**Work to do:**
Transcribe the listing that follows in full, omitting pictures.

**Dataset extract:**
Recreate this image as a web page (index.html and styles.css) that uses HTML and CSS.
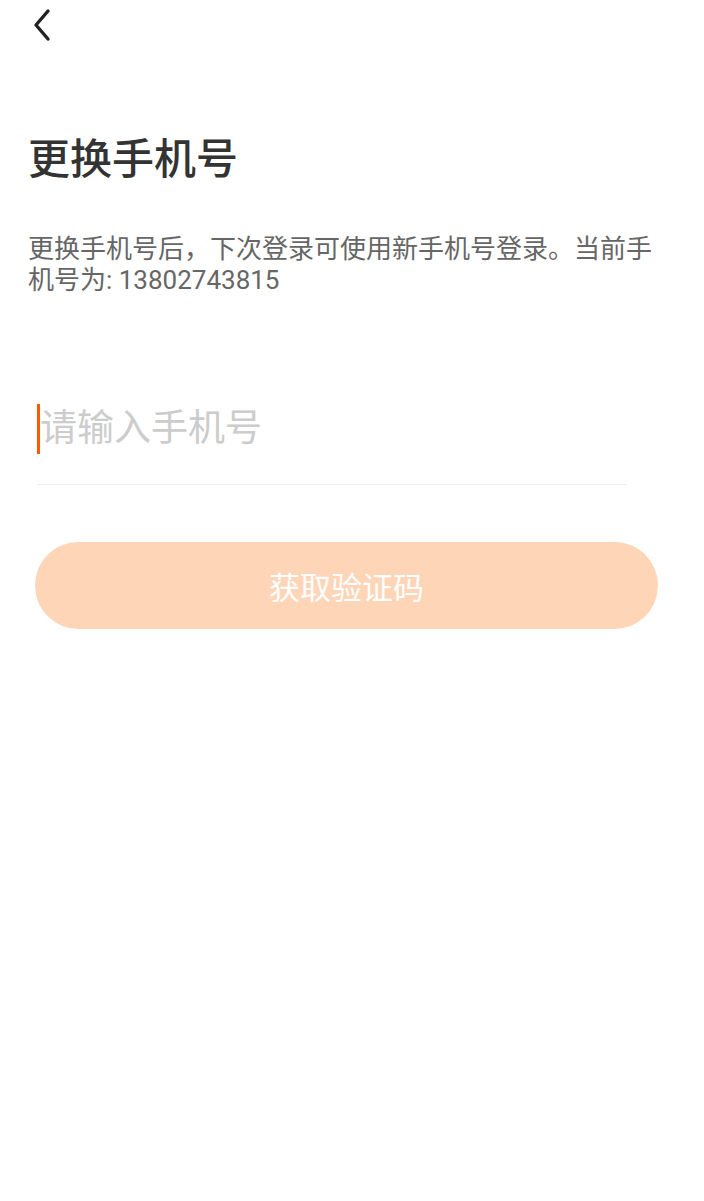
FILE: index.html
```html
<!DOCTYPE html>
<html lang="zh-CN">
<head>
  <meta charset="UTF-8" />
  <meta name="viewport" content="width=device-width, initial-scale=1.0"/>
  <title>更换手机号</title>
  <link rel="stylesheet" href="styles.css">
</head>
<body>

  <header class="nav">
    <button class="back" aria-label="返回">
      <svg width="24" height="34" viewBox="0 0 24 34">
        <path d="M18 3 L6 17 L18 31" fill="none" stroke="#222" stroke-width="3.4" stroke-linecap="round" stroke-linejoin="round"/>
      </svg>
    </button>
  </header>

  <main class="page">
    <h1 class="title">更换手机号</h1>

    <p class="desc">更换手机号后，下次登录可使用新手机号登录。当前手机号为: 13802743815</p>

    <div class="field">
      <span class="caret"></span>
      <input type="tel" class="phone" placeholder="请输入手机号" />
    </div>

    <button class="submit" disabled>获取验证码</button>
  </main>

</body>
</html>
```

FILE: styles.css
```css
:root {
  --orange: #ff5a00;
  --btn-light: #ffd5b8;
  --text: #333333;
  --muted: #666666;
  --hint: #cccccc;
  --line: #eeeeee;
}

* {
  box-sizing: border-box;
}

body {
  margin: 0;
  background: #ffffff;
  font-family: Roboto, "Noto Sans CJK SC", sans-serif;
  color: var(--text);
}

.nav {
  height: 56px;
  padding: 8px 0 0 30px;
}

.back {
  border: none;
  background: none;
  padding: 0;
  cursor: pointer;
}

.page {
  padding: 0 28px;
}

.title {
  margin: 76px 0 0;
  font-size: 42px;
  line-height: 56px;
  font-weight: 500;
  color: var(--text);
}

.desc {
  margin: 46px 0 0;
  font-size: 26px;
  line-height: 31px;
  color: var(--muted);
}

.field {
  display: flex;
  align-items: center;
  margin: 97px 49px 0 9px;
  padding: 11px 0 30px;
  border-bottom: 1px solid var(--line);
}

.caret {
  width: 3px;
  height: 50px;
  background: var(--orange);
  flex: none;
}

.phone {
  flex: 1;
  border: none;
  outline: none;
  padding: 0;
  font-family: inherit;
  font-size: 37px;
  line-height: 50px;
  height: 50px;
  color: var(--text);
  background: transparent;
}

.phone::placeholder {
  color: var(--hint);
}

.submit {
  display: block;
  width: 623px;
  height: 87px;
  margin: 57px 0 0 7px;
  border: none;
  border-radius: 44px;
  background: var(--btn-light);
  color: #ffffff;
  font-family: inherit;
  font-size: 31px;
}
```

**Expected answer:**
Recreate this image as a web page (index.html and styles.css) that uses HTML and CSS.
FILE: index.html
```html
<!DOCTYPE html>
<html lang="zh-CN">
<head>
  <meta charset="UTF-8" />
  <meta name="viewport" content="width=device-width, initial-scale=1.0"/>
  <title>更换手机号</title>
  <link rel="stylesheet" href="styles.css">
</head>
<body>

  <header class="nav">
    <button class="back" aria-label="返回">
      <svg width="24" height="34" viewBox="0 0 24 34">
        <path d="M18 3 L6 17 L18 31" fill="none" stroke="#222" stroke-width="3.4" stroke-linecap="round" stroke-linejoin="round"/>
      </svg>
    </button>
  </header>

  <main class="page">
    <h1 class="title">更换手机号</h1>

    <p class="desc">更换手机号后，下次登录可使用新手机号登录。当前手机号为: 13802743815</p>

    <div class="field">
      <span class="caret"></span>
      <input type="tel" class="phone" placeholder="请输入手机号" />
    </div>

    <button class="submit" disabled>获取验证码</button>
  </main>

</body>
</html>
```

FILE: styles.css
```css
:root {
  --orange: #ff5a00;
  --btn-light: #ffd5b8;
  --text: #333333;
  --muted: #666666;
  --hint: #cccccc;
  --line: #eeeeee;
}

* {
  box-sizing: border-box;
}

body {
  margin: 0;
  background: #ffffff;
  font-family: Roboto, "Noto Sans CJK SC", sans-serif;
  color: var(--text);
}

.nav {
  height: 56px;
  padding: 8px 0 0 30px;
}

.back {
  border: none;
  background: none;
  padding: 0;
  cursor: pointer;
}

.page {
  padding: 0 28px;
}

.title {
  margin: 76px 0 0;
  font-size: 42px;
  line-height: 56px;
  font-weight: 500;
  color: var(--text);
}

.desc {
  margin: 46px 0 0;
  font-size: 26px;
  line-height: 31px;
  color: var(--muted);
}

.field {
  display: flex;
  align-items: center;
  margin: 97px 49px 0 9px;
  padding: 11px 0 30px;
  border-bottom: 1px solid var(--line);
}

.caret {
  width: 3px;
  height: 50px;
  background: var(--orange);
  flex: none;
}

.phone {
  flex: 1;
  border: none;
  outline: none;
  padding: 0;
  font-family: inherit;
  font-size: 37px;
  line-height: 50px;
  height: 50px;
  color: var(--text);
  background: transparent;
}

.phone::placeholder {
  color: var(--hint);
}

.submit {
  display: block;
  width: 623px;
  height: 87px;
  margin: 57px 0 0 7px;
  border: none;
  border-radius: 44px;
  background: var(--btn-light);
  color: #ffffff;
  font-family: inherit;
  font-size: 31px;
}
```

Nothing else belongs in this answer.